Despite budget constraints and economic uncertainty, Canadian companies are opening their wallets to give employees incentives to work harder, a new study found.
Forty per cent of the 767 companies surveyed planned to increase incentive programs and only 10 per cent thought it would decrease them in the coming year.
During the recession there was a focus on the bottom line; companies were obsessed with maintaining profits and paid less attention on employees. "Now that we're recovering, the focus has shifted to retaining and motivating talented employees to grow more quickly in a slow recovery," said David Eason, chief executive officer of Berkeley Payment Solutions Inc., which did the study.

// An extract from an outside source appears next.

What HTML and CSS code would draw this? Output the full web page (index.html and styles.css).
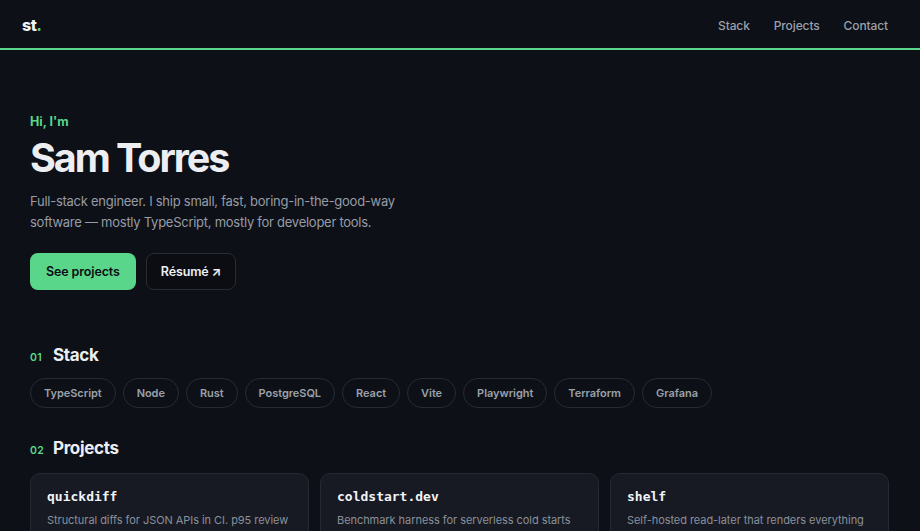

The survey shows a steady year-over-year increase in the number of organizations using incentives for employee programs. There was a 25-per-cent increase in 2010 and a 21-per-cent increase from 2011 in the number of companies using incentives for employee programs.
Employers are looking for carrots to inspire short-term performance, Mr. Eason said. "The challenge that year-end bonuses set goals that are a year away."
However the survey found that only 6 per cent of employers have found that a single type of incentive motivates all generations. "While older recipients prefer a more experiential incentive like a vacation trip, employers said employees in their 20s and 30s prefer cash incentives, Mr. Eason said.
Companies in the survey ranked retail gift cards as their most cost-effective choice, and said recipients most valued prepaid credit cards.
"Designing compensation and incentive programs that appeal to individuals across all age groups can be difficult," said Ingrid Buday, human resources co-ordinator of on-line land registration service Teranet, Inc.
"We've implemented a branded Visa prepaid incentive-card program that is easy to change as our business objectives shift," she said.
Editor's note: An earlier version of this story gave an incorrect name for the company that did the study on incentives.